The DEC Policy System
Department ID: DEE - 10
Program ID: N/A
Issuing Authority:Henry G. Williams, Commissioner
Originating Unit: Environmental Enforcement, Compliance Assurance Bureau
Signature: Henry G. Williams
Date: 10 December 1984
Issuance Date: 10 December 1984
Latest Review Date (Office Use):

Consistent with the Civil Penalty Policy; Order on Consent Enforcement Policy; Record of Compliance; Natural Resource Damages and Small Business Self-Disclosure Policy:

  1. The policies and procedures set out in this document are intended solely for the use and guidance of DEC personnel. They are not intended to create any substantive or procedural rights, enforceable by any party in administrative and judicial litigation with the State of New York. DEC reserves the right to act at variance with these policies and procedures.
  2. Any penalty calculations undertaken hereunder by DEC in anticipation of litigation are exempt from disclosure under the Freedom of Information Law.
  3. Pursuant to §4547 of the Civil Practice Law and Rules of the State of New York, all evidence or conduct of negotiations or settlement are inadmissible as evidence as proof of liability for or invalidity of the claim which is disputed as to either validity or amount of damages.
  4. The penalty amounts calculated with the aid of this document in adjudicated cases must, on the average and consistent with consideration of fairness, be significantly higher than the penalty amounts which DEC accepts in consent orders which are entered into voluntarily by respondents.

I. Purpose

This document establishes the policies and procedures by which the Department of Environmental Conservation (DEC) is to insist upon compliance with the Returnable Container Act and the rules and regulations promulgated to implement it.

II. Background

New York State's Returnable Container Act was adopted by chapter 200 of the Laws of 1982. It was subsequently amended by chapter 149 of the Laws of 1983. The law went into effect on September 12, 1983.

The law establishes requirements for mandatory deposit for glass, metal, aluminum, steel and plastic containers of one gallon or less which hold soft drinks, mineral water, soda water, beer, and other malt beverages. The law establishes a system of mandatory redemptions of these containers back through the chain of distribution.
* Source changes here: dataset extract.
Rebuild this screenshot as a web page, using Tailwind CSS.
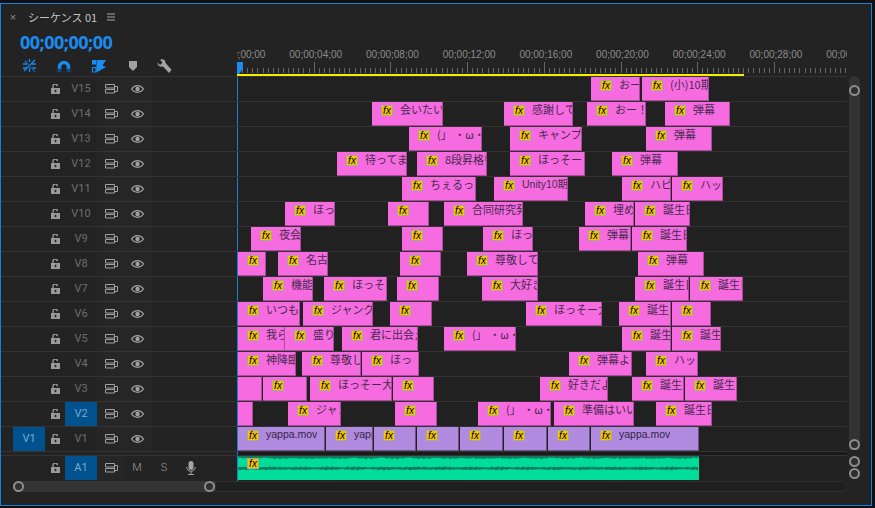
<!DOCTYPE html>
<html lang="ja">
  <head>
    <meta charset="UTF-8" />
    <title>シーケンス 01</title>
    <script src="https://cdn.jsdelivr.net/npm/@tailwindcss/browser@4"></script>
  </head>
  <body class="bg-[#101010] overflow-hidden font-['Liberation_Sans','Noto_Sans_CJK_JP',sans-serif]">
    <div class="mt-[3px] w-[872px] h-[503px] border border-[#1a7fd8] bg-[#232323] flex flex-col">
      <!-- header + ruler -->
      <div class="flex h-[72px]">
        <div class="w-[236px] shrink-0 relative">
          <div class="flex items-center h-[26px]">
            <span class="ml-[7px] w-[10px] text-center text-[#8c8c8c] text-[11px]">×</span>
            <span class="ml-[10px] text-[11px] text-[#c4c4c4] font-['Noto_Sans_CJK_JP',sans-serif]">シーケンス 01</span>
            <svg class="ml-[10px]" width="9" height="8" viewBox="0 0 9 8"><path d="M0 1h8M0 4h8M0 7h8" stroke="#a8a8a8" stroke-width="1" /></svg>
          </div>
          <div class="ml-[19px] mt-[1px] h-[22px] flex items-center text-[18px] font-bold text-[#1a8cf0] tracking-[-0.5px] font-['Open_Sans',sans-serif]">00;00;00;00</div>
          <div class="flex items-center h-[16px] mt-[5px]">
            <!-- snap -->
            <svg class="ml-[21px]" width="15" height="14" viewBox="0 0 15 14" fill="none" stroke="#1a8cf0" stroke-width="1.3"><path d="M7.5 0v3M7.5 9v4M1 5h4M10 5h4M1 9h4M10 9h4M3 2l3 3M12 2l-3 3M2 12l11-11" /><path d="M4 3l9 10" stroke="#0b5ea8" /></svg>
            <!-- magnet -->
            <svg class="ml-[20px]" width="14" height="13" viewBox="0 0 14 13" fill="none"><path d="M2.5 12V7a4.5 4.5 0 0 1 9 0v5" stroke="#1a8cf0" stroke-width="3.4" /><path d="M.8 10.500h3.400M9.800 10.500h3.400" stroke="#0a4a86" stroke-width="3.400" /></svg>
            <!-- linked -->
            <svg class="ml-[20px]" width="16" height="14" viewBox="0 0 16 14"><path d="M1 1h4v4.500H1z" fill="#1a8cf0" /><path d="M1.500 8.500h3.500v4.500H1.500z" fill="none" stroke="#1a8cf0" stroke-width="1.200" /><path d="M5.500 1H15l-3.500 5.500L15 8l-9.500 5.500z" fill="#1a8cf0" /></svg>
            <!-- marker -->
            <svg class="ml-[22px]" width="8" height="10" viewBox="0 0 8 10"><path d="M0 0h8v6L4 10 0 6z" fill="#a0a0a0" /></svg>
            <!-- wrench -->
            <svg class="ml-[20px]" width="15" height="15" viewBox="0 0 15 15"><path d="M.5 3.500 3 6 5.500 3.800 3.200.8C5.800-.4 8.500 1 8.600 4L14.500 10.800 12 14 6 7.600C3 8.200.2 6.500.5 3.500z" fill="#a4a4a4" /></svg>
          </div>
        </div>
        <div id="ruler" class="relative w-[610px] h-[72px] overflow-hidden"></div>
      </div>

      <div class="flex">
        <div class="w-[846px]">
          <div class="h-px bg-[#333333]"></div>
          <div id="rows"></div>
          <!-- gap between video and audio -->
          <div class="flex h-[4px] border-b border-[#333333]">
            <div class="w-[236px]"></div>
            <div class="w-px bg-[#1a7fd8]"></div>
            <div class="flex-1 bg-[#1a1a1a]"></div>
          </div>
          <!-- A1 -->
          <div class="flex h-[25px] text-[#8c8c8c]">
            <div class="w-[236px] h-[25px] flex items-stretch border-b border-[#232323]">
              <div class="w-[44px]"></div>
              <div class="w-[20px] flex items-center justify-center" data-icon="lock"></div>
              <div class="w-[32px] bg-[#00528f] text-[#7aa9cc] text-[11px] flex items-center justify-center font-['Roboto',sans-serif]">A1</div>
              <div class="w-[28px] bg-[#262626] flex items-center pl-[8px]" data-icon="out"></div>
              <div class="w-[24px] text-center text-[11px] leading-[24px] text-[#9a9a9a] font-['Roboto',sans-serif] font-light">M</div>
              <div class="w-[30px] text-center text-[11px] leading-[24px] text-[#9a9a9a] font-['Roboto',sans-serif] font-light">S</div>
              <div class="w-[24px] flex items-center justify-center">
                <svg width="10" height="14" viewBox="0 0 10 14" fill="none"><rect x="2.500" y="0" width="5" height="9" rx="2.500" fill="#a4a4a4" /><path d="M.7 6a4.3 4.3 0 0 0 8.6 0M5 10.500V13M2 13.500h6" stroke="#a4a4a4" /></svg>
              </div>
            </div>
            <div class="w-[610px] h-[25px] border-l border-[#1a7fd8] relative bg-[#212121]">
              <svg id="wave" class="absolute left-0 top-0" width="461" height="24" viewBox="0 0 461 24"></svg>
              <span class="absolute left-[9px] top-[2px] w-[12px] h-[11px] bg-[#f5c400] border border-[#a9a998] text-black italic text-[10px] leading-[9px] text-center">fx</span>
            </div>
          </div>
        </div>
        <!-- vertical scrollbars -->
        <div class="w-[12px] ml-[1px] flex flex-col items-center">
          <div class="h-[374px] w-[11px] bg-[#333333] rounded-t-full flex flex-col items-center justify-between pt-[9px] pb-[2px]">
            <span class="w-[11px] h-[11px] rounded-full border-2 border-[#8e8e8e] bg-[#2e2e2e]"></span>
            <span class="w-[11px] h-[11px] rounded-full border-2 border-[#8e8e8e] bg-[#2e2e2e] -mb-[2px]"></span>
          </div>
          <div class="flex flex-col items-center gap-[1px] mt-[6px]">
            <span class="w-[11px] h-[11px] rounded-full border-2 border-[#8e8e8e] bg-[#2e2e2e]"></span>
            <span class="w-[11px] h-[11px] rounded-full border-2 border-[#8e8e8e] bg-[#2e2e2e]"></span>
          </div>
        </div>
      </div>

      <!-- horizontal scrollbar -->
      <div class="flex items-center h-[11px] ml-[12px] w-[834px]">
        <div class="w-[202px] h-[11px] bg-[#353535] rounded-l-full flex items-center justify-between">
          <span class="w-[11px] h-[11px] rounded-full border-2 border-[#8e8e8e] bg-[#2e2e2e]"></span>
          <span class="w-[11px] h-[11px] rounded-full border-2 border-[#8e8e8e] bg-[#2e2e2e]"></span>
        </div>
        <div class="flex-1 h-[11px] border border-[#303030] rounded-r-full bg-[#1f1f1f]"></div>
      </div>
    </div>

    <script>
      const PINK = "bg-[#f66ce0] border-r border-b border-black/30 text-[#472a4e]";
      const PURPLE = "bg-[#af8ade] border-r border-b border-black/40 text-[#33264a]";

      // [start x, end x, label] in window pixels, 4th item true for clips without badge
      const tracks = [
        ["V15", [[591, 640, "おー"], [642, 709, "(小)10期"]]],
        ["V14", [[372, 443, "会いたい"], [504, 573, "感謝して"], [587, 646, "おー！"], [665, 730, "弾幕"]]],
        ["V13", [[409, 482, "(」 ・ω・)"], [510, 582, "キャンプ"], [646, 712, "弾幕"]]],
        ["V12", [[337, 407, "待ってま"], [417, 487, "8段昇格い"], [510, 585, "ほっそー"], [612, 678, "弾幕"]]],
        ["V11", [[402, 476, "ちぇるっ"], [494, 568, "Unity10期"], [622, 671, "ハピ"], [672, 723, "ハッ"]]],
        ["V10", [[285, 335, "ほっ"], [388, 429, ""], [444, 523, "合同研究発"], [585, 634, "埋め"], [635, 690, "誕生日"]]],
        ["V9", [[251, 301, "夜会"], [402, 443, ""], [483, 533, "ほっ"], [579, 631, "弾幕"], [632, 687, "誕生日"]]],
        ["V8", [[238, 266, ""], [278, 328, "名古"], [400, 441, ""], [467, 538, "尊敬して"], [638, 704, "弾幕"]]],
        ["V7", [[263, 313, "機能"], [324, 387, "ほっそー"], [397, 439, ""], [482, 538, "大好き"], [635, 689, "誕生日"], [690, 743, "誕生日"]]],
        ["V6", [[238, 300, "いつも"], [303, 373, "ジャング"], [390, 432, ""], [526, 602, "ほっそー大"], [619, 671, "誕生日"], [672, 711, ""]]],
        ["V5", [[238, 285, "我ら"], [285, 334, "盛り"], [342, 418, "君に出会え"], [444, 516, "(」 ・ω・)"], [622, 671, "誕生日"], [672, 721, "誕生日"]]],
        ["V4", [[238, 296, "神降臨"], [302, 361, "尊敬し"], [362, 419, "ほっ"], [569, 632, "弾幕よー"], [646, 698, "ハッ"]]],
        ["V3", [[238, 262, "", true], [263, 307, ""], [310, 392, "ほっそー大"], [393, 434, ""], [540, 608, "好きだよ"], [632, 684, "誕生日"], [685, 737, "誕生日"]]],
        ["V2", [[238, 253, "", true], [288, 341, "ジャング"], [395, 437, ""], [478, 551, "(」 ・ω・)"], [554, 634, "準備はいい"], [656, 712, "誕生日"]]],
        ["V1", [[238, 325, "yappa.mov"], [326, 373, "yappa.mov"], [374, 416, ""], [417, 459, ""], [460, 503, ""], [504, 547, ""], [548, 590, ""], [591, 699, "yappa.mov"]]],
      ];

      const lockSvg = '<svg width="9" height="10" viewBox="0 0 9 10"><path d="M0 4h9v6H0z" fill="#9a9a9a" /><path d="M2 4V2.200a2.200 2.200 0 0 1 4.400 0" fill="none" stroke="#9a9a9a" stroke-width="1.300" /><rect x="3.700" y="5.800" width="1.600" height="2.400" fill="#232323" /></svg>';
      const outSvg = '<svg width="13" height="10" viewBox="0 0 13 10" fill="none" stroke="#a0a0a0"><path d="M.5.500h9v3.500h-9zM.5 5.500h9V9h-9zM9.500 2.500h3v5h-3z" /></svg>';
      const eyeSvg = '<svg width="13" height="8" viewBox="0 0 13 8"><path d="M.5 4C3.500-.4 9.500-.4 12.500 4 9.500 8.400 3.500 8.400.5 4z" fill="none" stroke="#a0a0a0" stroke-width="1.200" /><circle cx="6.500" cy="4" r="2.200" fill="#a0a0a0" /></svg>';

      function clipHtml(c, cls) {
        const left = c[0] - 238;
        const width = c[1] - c[0];
        const badge = c[3] ? "" : '<span class="shrink-0 ml-[9px] mt-[3px] w-[12px] h-[11px] bg-[#f5c400] border border-[#a9a998] text-black italic text-[10px] leading-[9px] text-center">fx</span>';
        // latin names are narrower in the original than the CJK font's latin
        const font = /^[a-zA-Z]/.test(c[2])
          ? "text-[10.5px] font-['Liberation_Sans','Noto_Sans_CJK_JP',sans-serif]"
          : "text-[11px] font-['Noto_Sans_CJK_JP',sans-serif]";
        return `<div class="absolute top-0 h-[24px] overflow-hidden flex whitespace-nowrap ${cls}" style="left:${left}px;width:${width}px">${badge}<span class="ml-[7px] min-w-0 overflow-hidden leading-[15px] ${font}">${c[2]}</span></div>`;
      }

      document.getElementById("rows").innerHTML = tracks.map(([name, clips]) => {
        const target = name === "V2"
          ? "bg-[#00528f] text-[#7aa9cc]"
          : "text-[#6e6e6e]";
        const source = name === "V1"
          ? `<div class="ml-[12px] w-[32px] bg-[#00528f] text-[#7aa9cc] flex items-center justify-center">V1</div>`
          : `<div class="ml-[12px] w-[32px]"></div>`;
        const cls = name === "V1" ? PURPLE : PINK;
        return `<div class="flex h-[25px] border-b border-[#333333]">
          <div class="w-[236px] flex items-stretch text-[11px] font-['Roboto',sans-serif]">
            ${source}
            <div class="w-[20px] flex items-center justify-center">${lockSvg}</div>
            <div class="w-[32px] flex items-center justify-center ${target}">${name}</div>
            <div class="w-[55px] bg-[#262626] flex items-center pl-[8px] gap-[13px]">${outSvg}${eyeSvg}</div>
          </div>
          <div class="w-[610px] relative border-l border-[#1a7fd8] bg-[#212121]">${clips.map(c => clipHtml(c, cls)).join("")}</div>
        </div>`;
      }).join("");

      document.querySelectorAll('[data-icon="lock"]').forEach(e => e.innerHTML = lockSvg);
      document.querySelectorAll('[data-icon="out"]').forEach(e => e.innerHTML = outSvg);

      // ruler: a major tick every 76.7px, 15 minor ticks per major
      const pitch = 76.7;
      const labels = ["00;00;00;00", "00;00;04;00", "00;00;08;00", "00;00;12;00", "00;00;16;00", "00;00;20;00", "00;00;24;00", "00;00;28;00", "00;00;32;00"];
      let ruler = "";
      labels.forEach((t, i) => {
        ruler += `<span class="absolute top-[45px] -translate-x-1/2 text-[10px] leading-[12px] text-[#8c8c8c]" style="left:${2 + i * pitch}px">${t}</span>`;
        ruler += `<span class="absolute top-[58px] w-px h-[11px] bg-[#666666]" style="left:${i * pitch}px"></span>`;
        for (let j = 1; j < 15; j++) {
          ruler += `<span class="absolute top-[64px] w-px h-[5px] bg-[#666666]" style="left:${Math.round(i * pitch + (j * pitch) / 15)}px"></span>`;
        }
      });
      ruler += '<div class="absolute left-0 top-[70px] w-[507px] h-[2px] bg-[#f2f200]"></div>';
      ruler += '<svg class="absolute left-0 top-[58px]" width="6" height="12" viewBox="0 0 6 12"><path d="M0 0h6v7L2 12H0z" fill="#1a8cf0" /></svg>';
      document.getElementById("ruler").innerHTML = ruler;

      // waveform: jagged dark edge on top, dark centre band
      function jag(i, n) {
        return Math.abs(Math.sin(i * 1.7) * Math.cos(i * 0.37) + Math.sin(i * 0.11)) * n;
      }
      let waveTop = "M0 0", midA = "M0 11.5", midB = "";
      for (let i = 0; i <= 461; i += 2) {
        waveTop += `L${i} ${(1.5 + jag(i, 1.1)).toFixed(1)}`;
        midA += `L${i} ${(11.5 - jag(i + 9, 0.6)).toFixed(1)}`;
        midB = `L${i} ${(13 + jag(i + 40, 0.8)).toFixed(1)}` + midB;
      }
      document.getElementById("wave").innerHTML =
        '<rect width="461" height="24" fill="#00dd9b" />' +
        `<path d="${waveTop}L461 0z" fill="#147a5c" /><path d="${midA}${midB}z" fill="#147a5c" />`;
    </script>
  </body>
</html>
The law also prohibits the use of plastic loops, except those which are photodegradable or biodegradable, and flip tops from metal beverage containers.

III. Present Status

The regulations DEC developed pursuant to the Returnable Container Act went into effect in September 1983. These requirements are currently being revised to address problems which have arisen during the first year of implementation.

Due to the high visibility of the program, the Office of Public affairs has played an important role in responding to questions. This unit has worked with the Divisions of Solid and Hazardous waste and Environmental Enforcement to prepare the new regulations, which attempt to formalize many of the Department's policy decisions made during the past year.

Regional staff of the Division of Law Enforcement have been actively involved in carrying out the enforcement program, with guidance from Central Office and Regional Public Participation Specialists and the Division of Solid and Hazardous Waste.

IV. Program Goals

The stated purpose of the Returnable Container Act is to reduce the litter caused by discarded beverage bottles and cans. The reduction in the volume of beverage containers sent to landfills in new York State and an increase in the recycling of aluminum cans and glass bottles are additional desired results.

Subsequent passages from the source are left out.